Keep your lists safe Featured

8:00pm EDT March 26, 2008

Few assets are as important both to a company’s sales efforts and to maintaining good customer relations as its list of client names and data. Lose the list and you give away much of the proprietary information that you built up during the years of working with the customer. Your firm stands to lose face — and business — if the list is stolen and used by others to undercut your business. When possible, customer lists should be protected as trade secrets, says J. Robert Arnett II, an attorney with the Dallas law firm of Munck Butrus Carter, P.C.

Are all client lists protectable as trade secrets?

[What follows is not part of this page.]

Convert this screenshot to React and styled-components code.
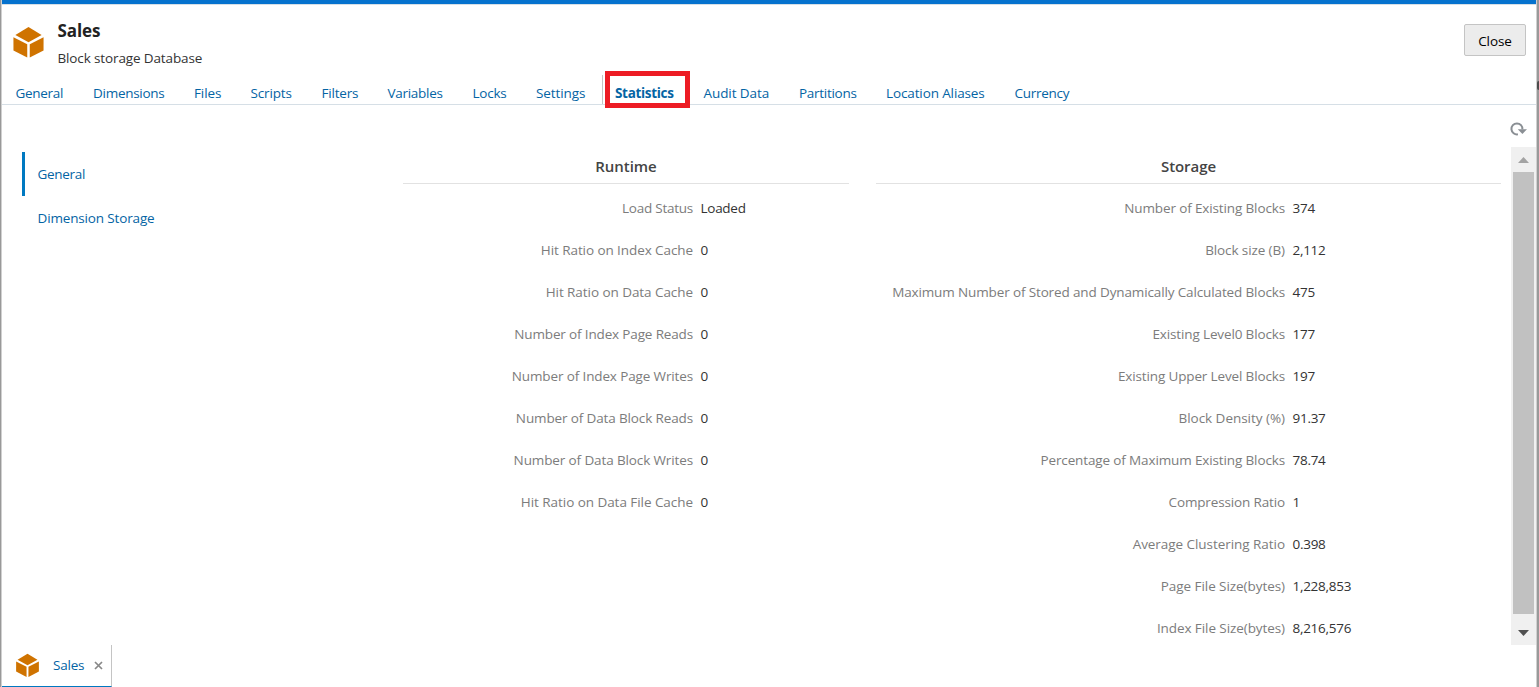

Not by a long shot. First, they have to be secret. That does not require an absolute secret — known to one person and one person only — but it does mean the information cannot be well-known or easily acquired in the trade or industry. Second, they have to derive value or at least potential value from the fact that the information is not generally known or easily acquired. In other words, the fact that you have the information and your competitors do not gives you a competitive advantage. Third, the owner has to take reasonable efforts to maintain the secrecy of the list, which includes physical security and educating employees about their obligation to keep the information confidential. If customer lists are legitimate trade secrets, courts will give them a high level of protection.

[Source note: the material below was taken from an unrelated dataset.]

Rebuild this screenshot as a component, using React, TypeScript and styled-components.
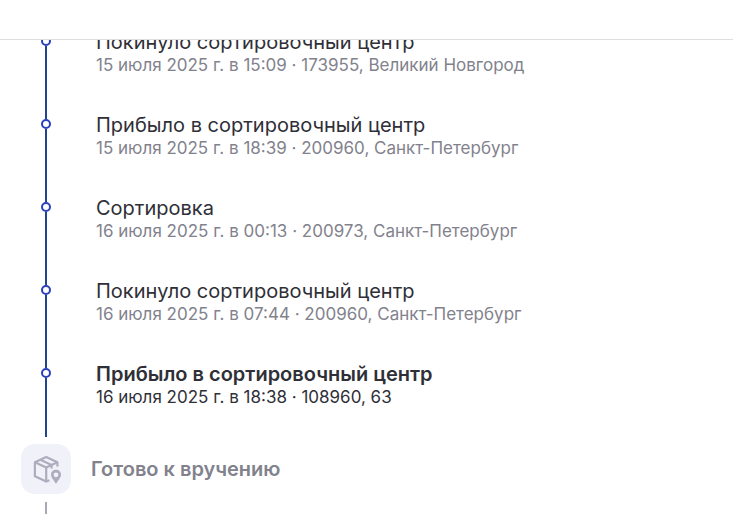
import React from "react";
import styled, { createGlobalStyle } from "styled-components";

const GlobalStyle = createGlobalStyle`
  * { box-sizing: border-box; }
  body {
    margin: 0;
    background: #fff;
    color: #2f2f37;
    font-family: Inter, "Liberation Sans", sans-serif;
  }
`;

const Page = styled.div`
  height: 100vh;
  display: flex;
  flex-direction: column;
  overflow: hidden;
`;

const Header = styled.header`
  flex: none;
  height: 40px;
  border-bottom: 1px solid #dededf;
  background: #fff;
  z-index: 1;
`;

const Content = styled.main`
  flex: 1;
  min-height: 0;
  padding: 0 21px;
  margin-top: -12px;
`;

const Events = styled.ol`
  list-style: none;
  margin: 0;
  padding: 0;
`;

const Event = styled.li`
  display: grid;
  grid-template-columns: 50px 1fr;
  column-gap: 25px;
`;

const Rail = styled.div`
  display: flex;
  flex-direction: column;
  align-items: center;
`;

const Line = styled.span<{ $length?: number; $pending?: boolean }>`
  width: 2px;
  flex: ${(p) => (p.$length ? `0 0 ${p.$length}px` : "1")};
  background: ${(p) => (p.$pending ? "#a9a8b8" : "#24438f")};
`;

const Dot = styled.span`
  flex: none;
  width: 10px;
  height: 10px;
  border: 2px solid #2a40bb;
  border-radius: 50%;
  background: #fff;
`;

const EventBody = styled.div<{ $last: boolean }>`
  padding-top: 2px;
  padding-bottom: ${(p) => (p.$last ? 29 : 35)}px;
`;

const EventTitle = styled.h3<{ $current: boolean }>`
  margin: 0;
  font-size: 20px;
  line-height: 24px;
  font-weight: ${(p) => (p.$current ? 600 : 400)};
`;

const EventDetail = styled.p<{ $current: boolean }>`
  margin: 0;
  font-size: 17px;
  line-height: 22px;
  color: ${(p) => (p.$current ? "#2f2f37" : "#82828d")};
`;

const Stage = styled.section`
  display: flex;
  align-items: center;
  gap: 20px;
  margin: 7px 0 8px;
`;

const StageIcon = styled.div`
  display: flex;
  align-items: center;
  justify-content: center;
  width: 50px;
  height: 50px;
  border-radius: 14px;
  background: #f1f1fa;
`;

const StageTitle = styled.h2`
  margin: 0;
  font-size: 20px;
  line-height: 24px;
  font-weight: 600;
  color: #82828d;
`;

const NextRail = styled(Rail)`
  width: 50px;
`;

const events = [
  { title: "Покинуло сортировочный центр", detail: "15 июля 2025 г. в 15:09 · 173955, Великий Новгород" },
  { title: "Прибыло в сортировочный центр", detail: "15 июля 2025 г. в 18:39 · 200960, Санкт-Петербург" },
  { title: "Сортировка", detail: "16 июля 2025 г. в 00:13 · 200973, Санкт-Петербург" },
  { title: "Покинуло сортировочный центр", detail: "16 июля 2025 г. в 07:44 · 200960, Санкт-Петербург" },
  { title: "Прибыло в сортировочный центр", detail: "16 июля 2025 г. в 18:38 · 108960, 63" },
];

function PackageIcon() {
  return (
    <svg width="32" height="32" viewBox="0 0 32 32" fill="none" stroke="#adadbd" strokeWidth="2.2" strokeLinejoin="round" aria-hidden="true">
      <path d="M19.4 27.2 L16.2 28.6 L4.9 23.2 V9.2 L16.2 4 L27.4 9.2 V13.6" />
      <path d="M4.9 9.2 L16.2 14.4 L27.4 9.2 M16.2 14.4 V28.6 M10.4 6.7 L21.6 11.9 V15.6" />
      <path fillRule="evenodd" stroke="none" fill="#adadbd" d="M26 16.8 C23.1 16.8 21 18.9 21 21.7 C21 25.2 24.2 27 25 29.6 Q26 31.6 27 29.6 C27.8 27 31 25.2 31 21.7 C31 18.9 28.9 16.8 26 16.8 Z M26 19.4 A2.4 2.4 0 1 1 26 24.2 A2.4 2.4 0 1 1 26 19.4 Z" />
    </svg>
  );
}

export default function App() {
  return (
    <Page>
      <GlobalStyle />
      <Header />
      <Content>
        <Events>
          {events.map((event, index) => {
            const current = index === events.length - 1;
            return (
              <Event key={event.detail}>
                <Rail>
                  <Line $length={8} />
                  <Dot />
                  <Line />
                </Rail>
                <EventBody $last={current}>
                  <EventTitle $current={current}>{event.title}</EventTitle>
                  <EventDetail $current={current}>{event.detail}</EventDetail>
                </EventBody>
              </Event>
            );
          })}
        </Events>
        <Stage>
          <StageIcon>
            <PackageIcon />
          </StageIcon>
          <StageTitle>Готово к вручению</StageTitle>
        </Stage>
        <NextRail>
          <Line $length={40} $pending />
        </NextRail>
      </Content>
    </Page>
  );
}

How can a firm protect its customer lists?

First, you can employ physical security measures — keeping the lists secured, restricting access to the area within your facility where the lists are kept, limiting access to those employees who have a need to know and use them, password protecting files, and limiting access to computer servers where the lists are kept. Second, you can take steps with your existing employees to reinforce the secrecy of the lists by training employees about the importance of protecting trade secrets and requiring employees to sign nondisclosure and/or noncompete agreements. Third, you can take steps with departing employees to reduce the risk of them stealing your lists — conducting exit interviews to remind departing employees of their duty to not disclose trade secrets and confidential information, checking what materials the employees are taking with them as they leave, requiring them to leave immediately, retrieving their keys and pass cards, disabling their computer network access, and having them come back after hours to clean out their offices under supervision.

What about when a trusted employee leaves? A simple jump drive will download an entire hard drive.

You can’t completely stop employee theft, particularly when technology exists that makes it easy to copy information. You can minimize the risk by having employees sign nondisclosure and noncompete agreements. Noncompete agreements have to be reasonable as to duration, scope of prohibited activities and geographic extent, but courts are willing to enforce reasonable noncompetes by issuing injunctions against departing employees. If they can’t go after your customers at all for some period of time — say two years — stolen lists have less value to them, and by the time they can compete the stolen list may have lost most of its value. Some firms also employ measures that will alert them if someone has stolen and is using a list, for example, by ‘salting’ the list with people who are not real customers or prospects and who will inform the firm if someone has contacted them to solicit business.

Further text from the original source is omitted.